Carina built her 4-by-5 foot “frame” using pressure-treated 2-by-4s (Ipe or clear cedar are also possibilities, she says). Bagged planting medium fills the “box,” which is then prepared for the botanical canvas of succulents and sedums. The “front” of the shallow box is covered with 4-inch metal grid, attached to the wood frame. The grid openings are large enough to plant into directly.
Carina created a vertically-striped planting design using gold, light green, dark green and bronze-burgundy plants. From left to right, she planted 12-14 inch wide bands of:
Sedum angelina (gold)
Sempervivum tectorum (the common green houseleek)
Sedum oreganum (dark green)
Sempervivum tectorum ‘purpureum’ planted in a “checker-board” pattern with green Leptinella squalida, a ground cover.
“I am pretty excited with this pattern,” she says. (Me too, Carina! – it’s really beautiful and I would love to hang this on one of my blank outdoor walls!).
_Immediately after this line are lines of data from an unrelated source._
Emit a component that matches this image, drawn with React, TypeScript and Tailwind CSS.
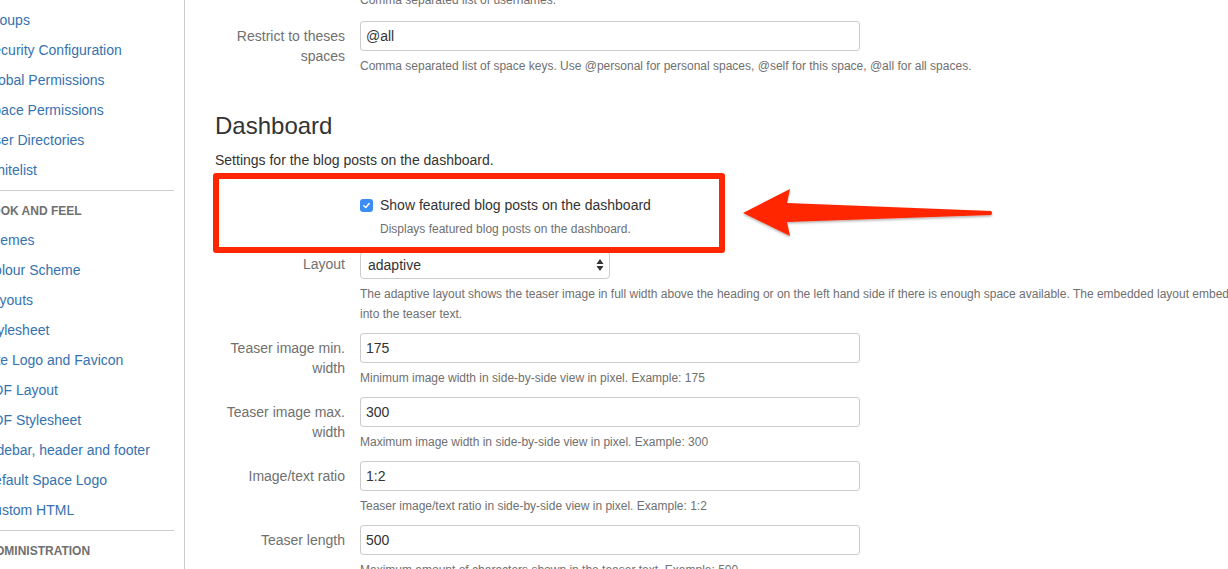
import React from "react";

const sideTop = ["Groups", "Security Configuration", "Global Permissions", "Space Permissions", "User Directories", "Whitelist"];
const sideLook = ["Themes", "Colour Scheme", "Layouts", "Stylesheet", "Site Logo and Favicon", "PDF Layout", "PDF Stylesheet", "Sidebar, header and footer", "Default Space Logo", "Custom HTML"];

function SideLink({ children }: { children: React.ReactNode }) {
  return <div className="py-[5px] leading-[20px] text-[14px] text-[#3572b0] whitespace-nowrap">{children}</div>;
}

function SideHeading({ children }: { children: React.ReactNode }) {
  return (
    <div className="pt-[10px] pb-[4px] leading-[20px] text-[12px] font-bold text-[#707070] uppercase whitespace-nowrap">
      {children}
    </div>
  );
}

function TextRow({ label, value, desc }: { label: React.ReactNode; value: string; desc: string }) {
  return (
    <div className="flex pt-[5px] pb-[4px]">
      <div className="w-[130px] mr-[15px] shrink-0 text-right pt-[5px] leading-[20px] text-[14px] text-[#707070]">{label}</div>
      <div className="min-w-0">
        <div className="w-[500px] h-[30px] border border-[#cccccc] rounded-[3px] bg-white px-[5px] flex items-center text-[14px] text-[#333]">
          {value}
        </div>
        <div className="mt-[5px] leading-[20px] text-[12px] text-[#707070] whitespace-nowrap">{desc}</div>
      </div>
    </div>
  );
}

export default function App() {
  return (
    <div
      className="relative w-[1228px] h-[569px] overflow-hidden bg-white flex"
      style={{ fontFamily: '"Liberation Sans", Arial, Helvetica, sans-serif' }}
    >
      <aside className="w-[185px] shrink-0 h-full border-r border-[#cccccc] pr-[10px] pt-[5px] overflow-hidden">
        <div className="-ml-[16px]">
          {sideTop.map((s) => (
            <SideLink key={s}>{s}</SideLink>
          ))}
          <div className="mt-[5px] h-px bg-[#cccccc]" />
          <SideHeading>Look and Feel</SideHeading>
          {sideLook.map((s) => (
            <SideLink key={s}>{s}</SideLink>
          ))}
          <div className="mt-[5px] h-px bg-[#cccccc]" />
          <div className="ml-[3px]">
            <SideHeading>Administration</SideHeading>
          </div>
        </div>
      </aside>

      <main className="flex-1 min-w-0 pl-[30px] overflow-hidden">
        <div className="-mt-[10px] pl-[145px] pb-[6px] leading-[20px] text-[12px] text-[#707070] whitespace-nowrap">
          Comma separated list of usernames.
        </div>
        <TextRow
          label={<>Restrict to theses<br />spaces</>}
          value="@all"
          desc="Comma separated list of space keys. Use @personal for personal spaces, @self for this space, @all for all spaces."
        />

        <h2 className="mt-[31px] leading-[30px] text-[24px] text-[#333]">Dashboard</h2>
        <p className="mt-[9px] leading-[20px] text-[14px] text-[#333]">Settings for the blog posts on the dashboard.</p>

        <div className="mt-[20px] pt-[5px] pb-[7px] pl-[145px]">
          <div className="flex items-center leading-[20px] text-[14px] text-[#333]">
            <span className="w-[13px] h-[13px] rounded-[3px] bg-[#3b8cf4] flex items-center justify-center mr-[7px] shrink-0">
              <svg width="9" height="9" viewBox="0 0 10 10">
                <path d="M2 5.2 L4.2 7.3 L8 2.8" fill="none" stroke="white" strokeWidth="1.6" strokeLinecap="round" strokeLinejoin="round" />
              </svg>
            </span>
            Show featured blog posts on the dashboard
          </div>
          <div className="mt-[4px] pl-[20px] leading-[20px] text-[12px] text-[#707070]">Displays featured blog posts on the dashboard.</div>
        </div>

        <div className="flex pt-[5px] pb-[4px]">
          <div className="w-[130px] mr-[15px] shrink-0 text-right pt-[3px] leading-[20px] text-[14px] text-[#707070]">Layout</div>
          <div className="min-w-0">
            <div className="w-[250px] h-[28px] border border-[#cccccc] rounded-[4px] bg-white pl-[7px] pr-[5px] flex items-center justify-between text-[14px] text-[#333]">
              <span>adaptive</span>
              <svg width="8" height="14" viewBox="0 0 8 14">
                <path d="M4 1 L7.5 6 L0.5 6 Z" fill="#333" />
                <path d="M4 13 L7.5 8 L0.5 8 Z" fill="#333" />
              </svg>
            </div>
            <div className="mt-[5px] leading-[20px] text-[12px] text-[#707070] whitespace-nowrap">
              The adaptive layout shows the teaser image in full width above the heading or on the left hand side if there is enough space available. The embedded layout embeds the teaser image
              <br />
              into the teaser text.
            </div>
          </div>
        </div>

        <TextRow label={<>Teaser image min.<br />width</>} value="175" desc="Minimum image width in side-by-side view in pixel. Example: 175" />
        <TextRow label={<>Teaser image max.<br />width</>} value="300" desc="Maximum image width in side-by-side view in pixel. Example: 300" />
        <TextRow label="Image/text ratio" value="1:2" desc="Teaser image/text ratio in side-by-side view in pixel. Example: 1:2" />
        <TextRow label="Teaser length" value="500" desc="Maximum amount of characters shown in the teaser text. Example: 500" />
      </main>

      <div className="absolute left-[213px] top-[173px] w-[512px] h-[80px] border-[6px] border-[#ff2600] rounded-[3px] pointer-events-none" />

      <svg className="absolute left-0 top-0 pointer-events-none" width="1228" height="569" viewBox="0 0 1228 569">
        <defs>
          <filter id="sh" x="-10%" y="-30%" width="120%" height="160%">
            <feDropShadow dx="0" dy="1.5" stdDeviation="1.2" floodColor="#000" floodOpacity="0.3" />
          </filter>
        </defs>
        <path
          d="M743 213 L790 189 L787 203 L991 211 Q993 213 991 215 L787 222 L790 236 Z"
          fill="#ff2600"
          filter="url(#sh)"
        />
      </svg>
    </div>
  );
}
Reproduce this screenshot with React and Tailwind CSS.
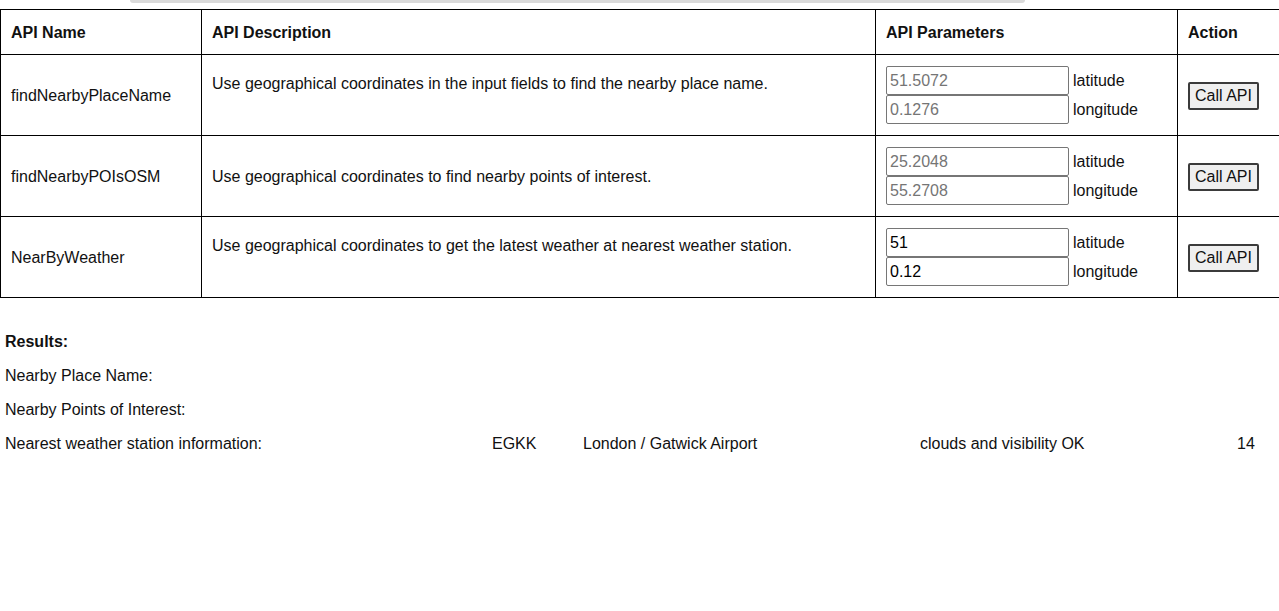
import React from 'react';

const apis = [
  {
    name: 'findNearbyPlaceName',
    desc: 'Use geographical coordinates in the input fields to find the nearby place name.',
    lat: '51.5072',
    lng: '0.1276',
    placeholder: true,
    twoLine: true,
  },
  {
    name: 'findNearbyPOIsOSM',
    desc: 'Use geographical coordinates to find nearby points of interest.',
    lat: '25.2048',
    lng: '55.2708',
    placeholder: true,
    twoLine: false,
  },
  {
    name: 'NearByWeather',
    desc: 'Use geographical coordinates to get the latest weather at nearest weather station.',
    lat: '51',
    lng: '0.12',
    placeholder: false,
    twoLine: true,
  },
];

const ParamInput = ({ value, placeholder, label }) => (
  <div className="flex items-center">
    <input
      type="text"
      readOnly
      value={placeholder ? '' : value}
      placeholder={placeholder ? value : ''}
      className="w-[183px] h-[29px] border border-[#767676] rounded-[2px] px-[3px] text-[16px] text-black placeholder:text-[#757575] bg-white outline-none"
    />
    <span className="ml-[4px] pt-[1px]">{label}</span>
  </div>
);

const App = () => {
  return (
    <div
      className="w-[1279px] h-[611px] overflow-hidden bg-white text-[#111] text-[16px]"
      style={{ fontFamily: '"Liberation Sans", Arial, sans-serif' }}
    >
      {/* scrollbar remnant at top */}
      <div className="ml-[130px] w-[895px] h-[3px] rounded-b-full bg-[#dadada]" />

      <table className="mt-[6px] w-[1290px] border-collapse table-fixed">
        <colgroup>
          <col className="w-[201px]" />
          <col className="w-[674px]" />
          <col className="w-[302px]" />
          <col className="w-[113px]" />
        </colgroup>
        <thead>
          <tr className="h-[45px]">
            <th className="border border-black text-left font-bold px-[10px] pt-[2px]">API Name</th>
            <th className="border border-black text-left font-bold px-[10px] pt-[2px]">API Description</th>
            <th className="border border-black text-left font-bold px-[10px] pt-[2px]">API Parameters</th>
            <th className="border border-black text-left font-bold px-[10px] pt-[2px]">Action</th>
          </tr>
        </thead>
        <tbody>
          {apis.map((api) => (
            <tr key={api.name} className="h-[81px]">
              <td className="border border-black px-[10px] pt-[2px] align-middle">{api.name}</td>
              <td className="border border-black px-[10px] align-middle">
                <div className="leading-[23px]">{api.desc}</div>
                {api.twoLine && <div className="h-[23px]" />}
              </td>
              <td className="border border-black px-[10px] align-middle">
                <ParamInput value={api.lat} placeholder={api.placeholder} label="latitude" />
                <ParamInput value={api.lng} placeholder={api.placeholder} label="longitude" />
              </td>
              <td className="border border-black px-[10px] pt-[1px] align-middle">
                <button className="h-[28px] px-[5px] pt-[1px] bg-[#efefef] border-2 border-[#3b3b3b] rounded-[2px] text-[16px] leading-none">
                  Call API
                </button>
              </td>
            </tr>
          ))}
        </tbody>
      </table>

      <div className="mt-[35px] px-[5px] leading-[18px]">
        <p className="font-bold mb-4">Results:</p>
        <p className="mb-4">Nearby Place Name:</p>
        <p className="mb-4">Nearby Points of Interest:</p>
        <div className="flex">
          <span className="w-[487px]">Nearest weather station information:</span>
          <span className="w-[91px]">EGKK</span>
          <span className="w-[337px]">London / Gatwick Airport</span>
          <span className="w-[317px]">clouds and visibility OK</span>
          <span>14</span>
        </div>
      </div>
    </div>
  );
};

export default App;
The plants stay in place, thanks to a neat trick of tucking floral moss between them. “I built my wall six weeks ago and it already looks really established,” Carina says. A Netafin-tube drip system is hidden within the wall, making it essentially “self-watering.”
Even still, Carina’s design cost her around $800 to build. She snagged some discounted scrap steel from Grating Pacific, which helped lower her expenses. If she adapts the system beyond a prototype, Carina figures it will cost $90 to $130 per square foot.
“This is a great application, especially for a residential market,” she says. “You can make this weird piece of art to fit into any vertically-challenging space.”
Think about it – if you’re sick of watching your neighbor as he/she washes the dishes just beyond your kitchen sink, maybe a living wall is the solution. Maybe it can be planted on two sides and you can split the cost with said neighbor!
“I think it’s an excellent alternative to a fence or hedge and it’s a good sound buffer,” Carina concludes.